The report notes that someone currently in their thirties could see climate change evolve from a relatively minor contributor to food inflation into its dominant cause within their working lifetime.


Conservative Estimates


Importantly, the authors of ‘The Price of 5 a Day’ say their projections are deliberately conservative. 


The modelling focuses exclusively on the effects of heatwaves, and uses standard assumptions for consumer price inflation.


It does not include other climate-related disruptions that are already affecting food production worldwide, including flooding, drought, soil degradation, water scarcity, infrastructure damage, and declining crop yields. 


Nor does it account for geopolitical instability, trade disruption or resource competition, factors that are increasingly intertwined with climate pressures.
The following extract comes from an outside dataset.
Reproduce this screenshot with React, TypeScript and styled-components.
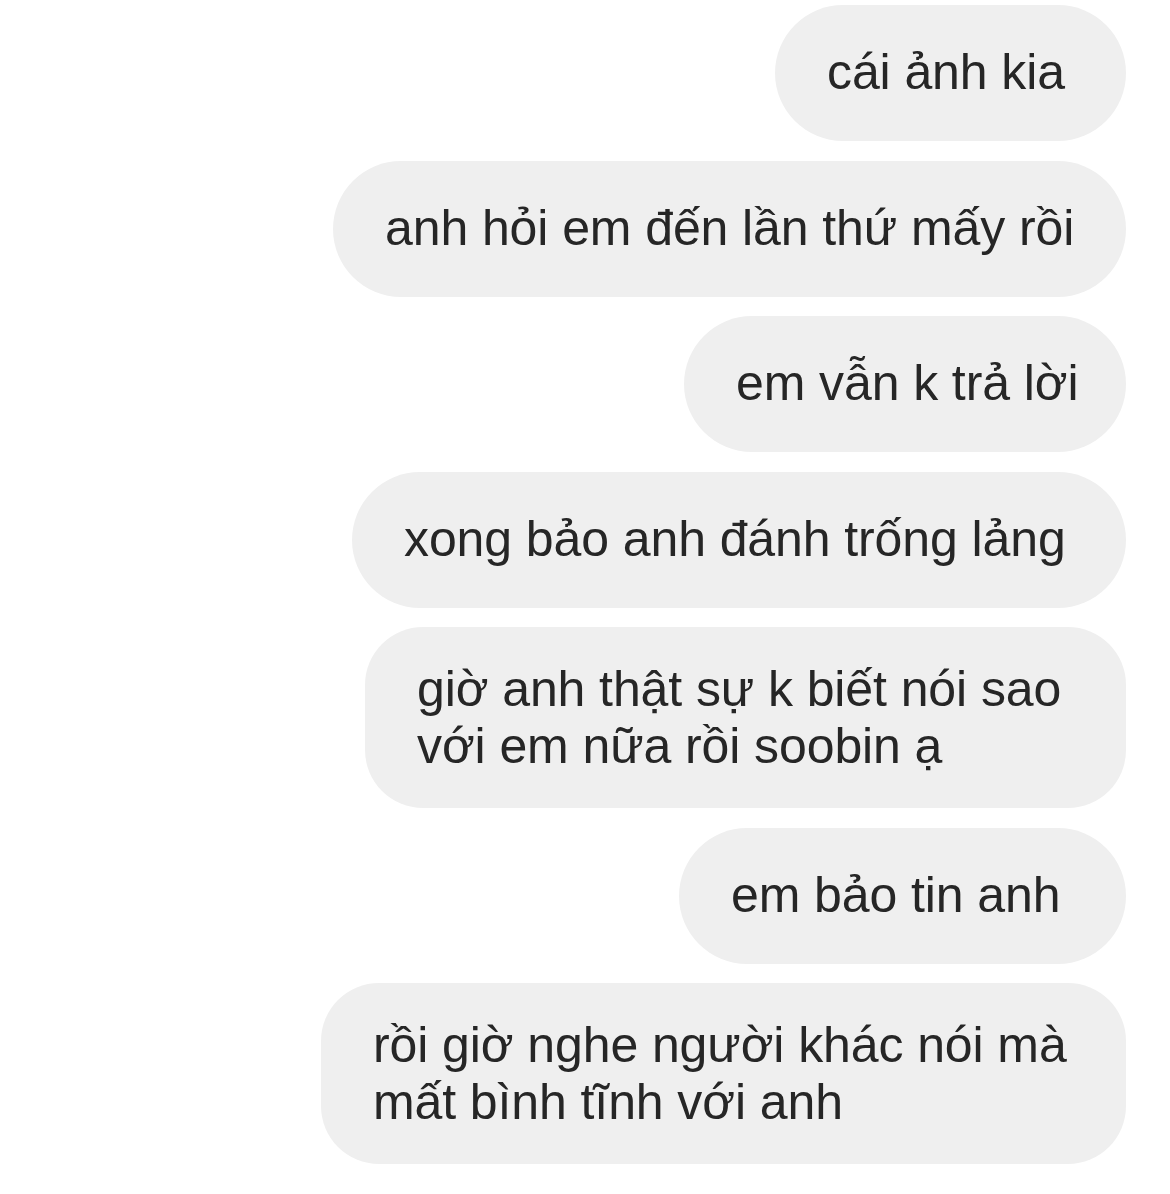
import React from "react";
import styled, { createGlobalStyle } from "styled-components";

const GlobalStyle = createGlobalStyle`
  html, body {
    margin: 0;
    padding: 0;
    background: #ffffff;
  }
  body {
    font-family: "Liberation Sans", Arial, sans-serif;
  }
`;

const Thread = styled.div`
  width: 1170px;
  min-height: 1194px;
  box-sizing: border-box;
  padding: 5px 44px 0 0;
  display: flex;
  flex-direction: column;
  align-items: flex-end;
  gap: 19.5px;
  background: #ffffff;
`;

const Bubble = styled.div<{ $width: number; $multi?: boolean }>`
  width: ${(p) => p.$width}px;
  box-sizing: border-box;
  background: #efefef;
  color: #262626;
  font-family: "Liberation Sans", Arial, sans-serif;
  font-size: 50px;
  line-height: 57px;
  letter-spacing: -0.1px;
  border-radius: ${(p) => (p.$multi ? "58px" : "68px")};
  padding: ${(p) => (p.$multi ? "34px 36px 33px 52px" : "39px 0 40px 52px")};
  white-space: ${(p) => (p.$multi ? "normal" : "nowrap")};
`;

const messages: { text: string; width: number; multi?: boolean }[] = [
  { text: "cái ảnh kia", width: 351 },
  { text: "anh hỏi em đến lần thứ mấy rồi", width: 793 },
  { text: "em vẫn k trả lời", width: 442 },
  { text: "xong bảo anh đánh trống lảng", width: 774 },
  { text: "giờ anh thật sự k biết nói sao với em nữa rồi soobin ạ", width: 761, multi: true },
  { text: "em bảo tin anh", width: 447 },
  { text: "rồi giờ nghe người khác nói mà mất bình tĩnh với anh", width: 805, multi: true },
];

export default function App() {
  return (
    <>
      <GlobalStyle />
      <Thread>
        {messages.map((m, i) => (
          <Bubble key={i} $width={m.width} $multi={m.multi}>
            {m.text}
          </Bubble>
        ))}
      </Thread>
    </>
  );
}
As a result, the authors argue that the real-world impact on food prices could be substantially higher than the scenarios presented. 


Policy Implications


For growers, wholesalers, and retailers, the report raises questions about long-term resilience and investment priorities. 


The report argues that government intervention will be required to maintain affordability and ensure access to healthy food, with the Autonomy Institute calling for a coordinated state strategy to address rising prices. 


Its future research is expected to explore options including price controls, investment in domestic horticulture, and broader industrial policies aimed at strengthening food system resilience. 


The authors conclude that action cannot be delayed until food affordability becomes a crisis. 


With climate impacts on agricultural production already emerging, they argue that measures to manage inflationary pressures should begin now, rather than waiting until wage growth can no longer offset the rising cost of essential healthy foods. 


As climate change increasingly shapes agricultural output and supply chain stability, the food sector may need to prepare for a future in which weather-related price shocks become a structural feature of the market rather than an exceptional event.